Section II. Title III of the JOBS Act (Regulation Crowdfunding)

Title III, referred to as “Regulation Crowdfunding” (17 CFR 227.100-503), effective May 16, 2016, is the latest exemption from the federal securities registration process. Regulation Crowdfunding allows an issuing company to offer and sell securities through a registered Intermediary/Crowdfunding Portal in compliance with the following Rules, Regulations, and provisions:

  1. The total amount of securities sold to all Investors by the Issuer in reliance on the Regulation Crowdfunding exemption shall not exceed $1,070,000 in a 12-month period;
  2. The total amount of securities sold to any Investor by all Issuers in reliance on the Regulation Crowdfunding exemption during a 12-month period shall not exceed:
    1. The greater of $2,200 or 5 percent of the lesser of the investor’s annual income or net worth if either the investor’s annual income or net worth is less than $107,000; or
    2. Ten (10) percent or the lesser of the investor’s annual income or net worth, not to exceed an amount sold of $107,000, if both the investor’s annual income and net worth are equal to or more than $107,000.
    3. A person’s annual income and net worth may be calculated jointly with that person’s spouse; however, when such a joint calculation is used, the aggregate investment of the investor spouses may not exceed the limit that would apply to an individual investor at that income or net worth level.
    4. Calculating net worth involves adding up all your assets and subtracting all your liabilities. The resulting sum is your net worth. For purposes of crowdfunding, the value of your primary residence is not included in your net worth calculation. In addition, any mortgage or other loan on your home does not count as a liability up to the fair market value of your home. If the loan is for more than the fair market value of your home (i.e., if your mortgage is underwater), then the loan amount that is over the fair market value counts as a liability under the net worth test.
      For examples and further guidelines on Investor Limitations and Calculating net worth, please see Crowdfunding Investor Guidelines located on the Education page of this portal.

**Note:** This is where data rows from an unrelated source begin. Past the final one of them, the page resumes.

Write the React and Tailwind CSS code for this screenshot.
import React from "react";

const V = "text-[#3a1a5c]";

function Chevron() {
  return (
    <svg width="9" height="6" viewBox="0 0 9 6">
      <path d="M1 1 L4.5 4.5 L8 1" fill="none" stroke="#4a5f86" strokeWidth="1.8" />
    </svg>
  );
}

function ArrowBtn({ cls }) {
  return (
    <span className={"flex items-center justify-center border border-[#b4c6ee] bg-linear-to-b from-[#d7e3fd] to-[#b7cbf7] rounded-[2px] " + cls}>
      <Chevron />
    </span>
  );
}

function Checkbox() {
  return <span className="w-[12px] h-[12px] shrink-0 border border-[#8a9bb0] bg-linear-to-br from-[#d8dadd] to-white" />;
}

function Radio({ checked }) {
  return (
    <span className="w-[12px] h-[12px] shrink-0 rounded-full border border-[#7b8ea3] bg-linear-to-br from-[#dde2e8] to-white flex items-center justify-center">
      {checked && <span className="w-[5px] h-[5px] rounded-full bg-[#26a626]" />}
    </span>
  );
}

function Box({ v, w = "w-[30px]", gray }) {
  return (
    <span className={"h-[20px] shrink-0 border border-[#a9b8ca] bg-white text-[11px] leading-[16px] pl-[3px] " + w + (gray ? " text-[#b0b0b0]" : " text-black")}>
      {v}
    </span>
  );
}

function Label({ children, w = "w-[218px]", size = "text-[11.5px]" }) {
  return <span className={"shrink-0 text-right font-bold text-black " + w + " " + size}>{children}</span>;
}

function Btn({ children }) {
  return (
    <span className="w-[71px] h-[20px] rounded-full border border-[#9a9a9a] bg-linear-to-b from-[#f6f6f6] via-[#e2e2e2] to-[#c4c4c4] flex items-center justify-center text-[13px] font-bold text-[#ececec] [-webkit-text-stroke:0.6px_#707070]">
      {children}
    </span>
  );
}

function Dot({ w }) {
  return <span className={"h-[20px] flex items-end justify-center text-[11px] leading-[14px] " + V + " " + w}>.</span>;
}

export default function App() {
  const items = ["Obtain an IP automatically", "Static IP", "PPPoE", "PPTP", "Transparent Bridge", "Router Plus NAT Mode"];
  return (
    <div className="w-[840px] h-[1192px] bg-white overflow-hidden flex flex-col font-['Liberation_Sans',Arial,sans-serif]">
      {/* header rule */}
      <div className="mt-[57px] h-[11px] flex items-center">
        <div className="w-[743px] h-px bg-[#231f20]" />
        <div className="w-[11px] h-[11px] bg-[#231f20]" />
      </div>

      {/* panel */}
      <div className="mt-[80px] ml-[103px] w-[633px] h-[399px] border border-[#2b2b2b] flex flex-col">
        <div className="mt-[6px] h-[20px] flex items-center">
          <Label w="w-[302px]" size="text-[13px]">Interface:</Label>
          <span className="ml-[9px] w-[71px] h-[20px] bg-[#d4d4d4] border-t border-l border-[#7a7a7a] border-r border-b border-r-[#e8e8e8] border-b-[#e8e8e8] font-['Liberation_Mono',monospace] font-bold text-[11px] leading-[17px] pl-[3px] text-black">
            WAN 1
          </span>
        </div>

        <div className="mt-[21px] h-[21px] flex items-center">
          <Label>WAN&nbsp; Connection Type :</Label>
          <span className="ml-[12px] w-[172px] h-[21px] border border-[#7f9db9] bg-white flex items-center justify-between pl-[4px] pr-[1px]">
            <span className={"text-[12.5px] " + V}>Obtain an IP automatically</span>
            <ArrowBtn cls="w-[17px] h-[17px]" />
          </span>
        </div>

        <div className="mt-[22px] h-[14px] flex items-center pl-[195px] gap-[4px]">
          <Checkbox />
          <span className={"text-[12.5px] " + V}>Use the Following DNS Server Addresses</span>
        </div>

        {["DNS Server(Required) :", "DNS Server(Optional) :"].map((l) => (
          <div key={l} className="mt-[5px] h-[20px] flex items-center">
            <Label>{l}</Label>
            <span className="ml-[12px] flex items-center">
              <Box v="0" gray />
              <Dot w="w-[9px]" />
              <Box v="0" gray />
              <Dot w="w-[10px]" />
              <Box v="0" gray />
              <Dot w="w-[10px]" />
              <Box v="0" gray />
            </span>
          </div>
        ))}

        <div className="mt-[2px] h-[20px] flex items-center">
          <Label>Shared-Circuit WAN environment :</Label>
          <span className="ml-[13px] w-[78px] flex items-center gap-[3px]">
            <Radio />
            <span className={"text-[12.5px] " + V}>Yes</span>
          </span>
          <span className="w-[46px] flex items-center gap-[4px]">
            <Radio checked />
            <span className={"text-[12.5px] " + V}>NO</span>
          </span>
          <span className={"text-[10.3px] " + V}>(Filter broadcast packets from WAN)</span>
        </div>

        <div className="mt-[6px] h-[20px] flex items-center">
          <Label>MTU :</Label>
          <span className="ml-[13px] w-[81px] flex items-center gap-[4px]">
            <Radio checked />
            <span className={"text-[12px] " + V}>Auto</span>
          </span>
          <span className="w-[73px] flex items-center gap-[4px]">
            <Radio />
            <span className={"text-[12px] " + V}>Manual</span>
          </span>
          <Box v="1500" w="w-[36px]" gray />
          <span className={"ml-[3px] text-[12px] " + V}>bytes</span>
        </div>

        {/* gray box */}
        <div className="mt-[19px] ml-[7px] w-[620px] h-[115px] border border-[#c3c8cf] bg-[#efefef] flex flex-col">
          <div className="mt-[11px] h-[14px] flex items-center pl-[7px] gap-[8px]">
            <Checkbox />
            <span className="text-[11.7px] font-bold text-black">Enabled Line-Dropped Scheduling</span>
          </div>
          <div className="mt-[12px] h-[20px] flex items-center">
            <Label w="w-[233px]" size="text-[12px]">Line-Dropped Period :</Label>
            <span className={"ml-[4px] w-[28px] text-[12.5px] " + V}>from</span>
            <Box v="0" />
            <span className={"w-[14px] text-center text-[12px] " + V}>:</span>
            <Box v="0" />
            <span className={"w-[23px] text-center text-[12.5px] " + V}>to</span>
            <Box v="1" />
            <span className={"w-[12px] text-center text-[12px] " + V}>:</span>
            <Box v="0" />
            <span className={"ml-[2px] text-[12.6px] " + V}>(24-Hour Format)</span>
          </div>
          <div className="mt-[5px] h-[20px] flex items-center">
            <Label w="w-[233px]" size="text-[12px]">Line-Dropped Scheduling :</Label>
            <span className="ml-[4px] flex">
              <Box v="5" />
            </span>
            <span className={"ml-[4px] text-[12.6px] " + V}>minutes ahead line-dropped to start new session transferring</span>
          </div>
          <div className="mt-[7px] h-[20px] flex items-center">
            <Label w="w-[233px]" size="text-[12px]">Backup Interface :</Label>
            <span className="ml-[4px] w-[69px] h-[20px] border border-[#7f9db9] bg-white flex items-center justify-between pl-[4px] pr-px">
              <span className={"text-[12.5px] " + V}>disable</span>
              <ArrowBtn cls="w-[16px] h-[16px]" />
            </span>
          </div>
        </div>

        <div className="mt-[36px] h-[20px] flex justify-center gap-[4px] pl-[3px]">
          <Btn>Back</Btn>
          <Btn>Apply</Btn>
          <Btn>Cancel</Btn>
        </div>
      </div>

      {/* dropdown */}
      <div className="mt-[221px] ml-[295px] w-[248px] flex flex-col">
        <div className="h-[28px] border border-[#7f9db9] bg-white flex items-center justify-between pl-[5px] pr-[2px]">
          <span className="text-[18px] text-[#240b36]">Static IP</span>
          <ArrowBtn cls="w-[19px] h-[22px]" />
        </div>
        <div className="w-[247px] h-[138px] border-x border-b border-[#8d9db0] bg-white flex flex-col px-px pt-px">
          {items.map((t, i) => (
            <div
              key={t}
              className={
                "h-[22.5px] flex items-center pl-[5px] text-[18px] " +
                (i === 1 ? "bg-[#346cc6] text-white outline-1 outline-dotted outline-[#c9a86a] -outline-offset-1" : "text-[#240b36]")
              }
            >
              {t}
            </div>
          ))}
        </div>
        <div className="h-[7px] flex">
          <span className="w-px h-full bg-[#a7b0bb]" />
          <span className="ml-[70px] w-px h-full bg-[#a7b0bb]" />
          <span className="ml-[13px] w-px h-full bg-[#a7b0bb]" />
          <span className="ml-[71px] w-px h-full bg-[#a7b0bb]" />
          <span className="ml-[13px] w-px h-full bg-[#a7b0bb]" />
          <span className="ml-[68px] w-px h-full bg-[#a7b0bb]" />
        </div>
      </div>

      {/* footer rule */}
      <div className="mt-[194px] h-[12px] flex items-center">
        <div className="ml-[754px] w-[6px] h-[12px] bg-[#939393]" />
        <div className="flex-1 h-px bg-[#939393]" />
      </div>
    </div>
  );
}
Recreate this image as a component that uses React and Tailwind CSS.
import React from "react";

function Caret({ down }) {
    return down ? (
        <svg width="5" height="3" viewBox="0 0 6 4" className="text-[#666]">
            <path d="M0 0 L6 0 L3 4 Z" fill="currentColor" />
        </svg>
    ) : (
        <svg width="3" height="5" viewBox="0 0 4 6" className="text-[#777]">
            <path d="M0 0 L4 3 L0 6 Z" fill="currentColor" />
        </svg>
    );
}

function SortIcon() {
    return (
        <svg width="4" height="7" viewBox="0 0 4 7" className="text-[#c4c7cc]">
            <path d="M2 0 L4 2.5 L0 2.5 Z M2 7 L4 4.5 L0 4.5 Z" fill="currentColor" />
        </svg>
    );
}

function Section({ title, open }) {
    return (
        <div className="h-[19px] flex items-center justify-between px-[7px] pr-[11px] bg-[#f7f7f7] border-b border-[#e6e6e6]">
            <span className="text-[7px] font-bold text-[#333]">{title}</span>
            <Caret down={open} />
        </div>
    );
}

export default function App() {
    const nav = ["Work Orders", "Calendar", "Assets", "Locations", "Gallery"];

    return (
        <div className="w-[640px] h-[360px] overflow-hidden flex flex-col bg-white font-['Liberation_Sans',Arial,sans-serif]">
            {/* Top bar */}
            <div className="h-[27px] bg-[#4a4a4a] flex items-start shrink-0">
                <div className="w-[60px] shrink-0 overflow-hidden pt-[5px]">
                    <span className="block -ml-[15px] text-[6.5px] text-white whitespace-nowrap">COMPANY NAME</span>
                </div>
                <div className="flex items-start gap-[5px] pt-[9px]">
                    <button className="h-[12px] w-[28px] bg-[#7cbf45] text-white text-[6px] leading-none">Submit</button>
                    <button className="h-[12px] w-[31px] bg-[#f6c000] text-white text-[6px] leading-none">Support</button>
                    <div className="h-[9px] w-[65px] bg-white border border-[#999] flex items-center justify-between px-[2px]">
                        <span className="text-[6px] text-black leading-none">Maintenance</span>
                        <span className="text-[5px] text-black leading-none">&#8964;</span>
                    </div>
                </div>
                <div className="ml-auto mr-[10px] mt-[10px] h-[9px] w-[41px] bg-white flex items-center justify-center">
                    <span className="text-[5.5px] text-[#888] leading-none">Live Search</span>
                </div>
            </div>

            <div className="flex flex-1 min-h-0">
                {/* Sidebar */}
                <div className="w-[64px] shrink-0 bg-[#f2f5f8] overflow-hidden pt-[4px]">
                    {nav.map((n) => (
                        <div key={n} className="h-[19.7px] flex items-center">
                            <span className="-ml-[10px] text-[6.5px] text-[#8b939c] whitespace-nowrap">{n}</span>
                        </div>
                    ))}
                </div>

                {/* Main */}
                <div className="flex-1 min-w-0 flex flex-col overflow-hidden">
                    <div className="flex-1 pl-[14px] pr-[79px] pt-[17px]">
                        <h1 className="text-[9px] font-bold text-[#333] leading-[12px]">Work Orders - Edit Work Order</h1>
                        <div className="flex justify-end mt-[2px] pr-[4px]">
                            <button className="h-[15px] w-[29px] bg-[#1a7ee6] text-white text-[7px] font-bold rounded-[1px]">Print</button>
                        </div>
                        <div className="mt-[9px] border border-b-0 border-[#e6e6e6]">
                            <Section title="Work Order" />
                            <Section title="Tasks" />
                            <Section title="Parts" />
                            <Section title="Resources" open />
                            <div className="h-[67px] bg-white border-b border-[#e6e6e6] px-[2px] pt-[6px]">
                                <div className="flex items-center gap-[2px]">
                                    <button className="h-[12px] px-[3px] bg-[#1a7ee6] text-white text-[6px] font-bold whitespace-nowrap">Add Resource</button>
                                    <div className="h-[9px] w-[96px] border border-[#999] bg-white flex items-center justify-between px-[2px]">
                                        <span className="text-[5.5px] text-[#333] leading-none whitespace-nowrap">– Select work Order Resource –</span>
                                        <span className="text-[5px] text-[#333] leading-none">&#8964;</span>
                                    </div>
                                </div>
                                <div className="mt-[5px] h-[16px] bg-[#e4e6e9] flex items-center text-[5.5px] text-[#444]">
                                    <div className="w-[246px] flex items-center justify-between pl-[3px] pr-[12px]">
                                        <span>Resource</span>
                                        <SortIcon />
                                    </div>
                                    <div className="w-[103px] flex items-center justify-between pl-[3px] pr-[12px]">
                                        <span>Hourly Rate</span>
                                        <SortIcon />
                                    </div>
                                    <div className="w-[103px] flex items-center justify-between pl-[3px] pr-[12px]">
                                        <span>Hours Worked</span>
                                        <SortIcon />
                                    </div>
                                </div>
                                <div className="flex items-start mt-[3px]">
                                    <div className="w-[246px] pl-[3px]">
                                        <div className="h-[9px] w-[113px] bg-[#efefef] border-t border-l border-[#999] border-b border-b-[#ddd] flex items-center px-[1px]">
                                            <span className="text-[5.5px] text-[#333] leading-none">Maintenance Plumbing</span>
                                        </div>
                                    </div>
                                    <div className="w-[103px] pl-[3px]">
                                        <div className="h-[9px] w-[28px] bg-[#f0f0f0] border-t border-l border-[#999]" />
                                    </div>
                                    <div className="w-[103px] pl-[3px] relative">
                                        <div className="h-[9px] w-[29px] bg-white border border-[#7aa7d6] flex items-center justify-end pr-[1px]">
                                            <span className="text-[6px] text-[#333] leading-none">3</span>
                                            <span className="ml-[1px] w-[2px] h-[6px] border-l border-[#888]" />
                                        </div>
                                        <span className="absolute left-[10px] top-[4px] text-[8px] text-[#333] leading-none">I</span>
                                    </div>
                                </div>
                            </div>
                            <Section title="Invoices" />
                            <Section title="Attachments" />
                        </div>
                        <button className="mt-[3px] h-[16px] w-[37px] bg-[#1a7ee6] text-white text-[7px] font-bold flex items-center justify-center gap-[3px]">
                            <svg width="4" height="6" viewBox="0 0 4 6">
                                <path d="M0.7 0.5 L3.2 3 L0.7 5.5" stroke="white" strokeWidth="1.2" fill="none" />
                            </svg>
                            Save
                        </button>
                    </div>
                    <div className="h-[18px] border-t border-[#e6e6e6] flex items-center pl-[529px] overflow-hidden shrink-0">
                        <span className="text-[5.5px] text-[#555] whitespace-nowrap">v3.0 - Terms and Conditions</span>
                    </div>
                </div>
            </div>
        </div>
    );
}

  3. An Issuer offering and selling securities in reliance on the Title III Regulation Crowdfunding exemption may rely on the efforts of a registered Crowdfunding Portal to ensure that the aggregate amount of securities purchased by an Investor in offerings pursuant to the Regulation Crowdfunding exemption will not cause the Investor to exceed the designated limit, provided that the Issuer does not know that the Investor has exceeded the Investor limits or would exceed the Investor limits as a result of purchasing securities in the Issuer’s offering.
  4. The transaction is conducted through a Crowdfunding Portal that complies with the requirements in the Title III Regulation Crowdfunding exemption and the transaction is conducted exclusively through that same Crowdfunding Portal.
  5. An Issuer shall not conduct an Offering or concurrent offerings in reliance on the Regulation Crowdfunding exemption using more than one portal.
  6. The Issuer complies with the Issuer requirements in the Regulation Crowdfunding exemption.
  7. The Regulation Crowdfunding exemption shall not apply to transactions involving the offer or sale of securities by any Issuer that:
    1. Is not organized under, and subject to, the laws of a State or territory of the United States or the District of Columbia;
    2. Is subject to the requirement to file reports pursuant to the Securities Exchange Act of 1934;
    3. Is an investment company, as defined in the Investment Company Act of 1940 (15 United States Code 80a-3), or is excluded from the definition of investment company by section 3(b) or section 3(c) of that Act.
    4. Is not eligible to offer or sell securities because of a disqualification as specified in SEC regulations; (17 CFR 227.503(a));
    5. Has sold securities in reliance on the Regulation Crowdfunding exemption and has not filed with the SEC and provided to investors, certain required reports during the immediately preceding two years; or
    6. Has no specific business plan or has indicated that its business plan is to engage in a merger or acquisition with an unidentified company or companies.
  8. For calculating aggregate amounts offered and sold under the Regulation Crowdfunding exemption and determining whether an Issuer has previously sold securities under Title 17 CFR 227.201(t)(3), the term “issuer” includes all entities controlled by or under common control with the issuer and any predecessors of the issuer.
  9. The term “control” means the possession, direct or indirect, of the power to direct or cause the direction of the management and policies of the entity, whether through the ownership of voting securities, by contract or otherwise.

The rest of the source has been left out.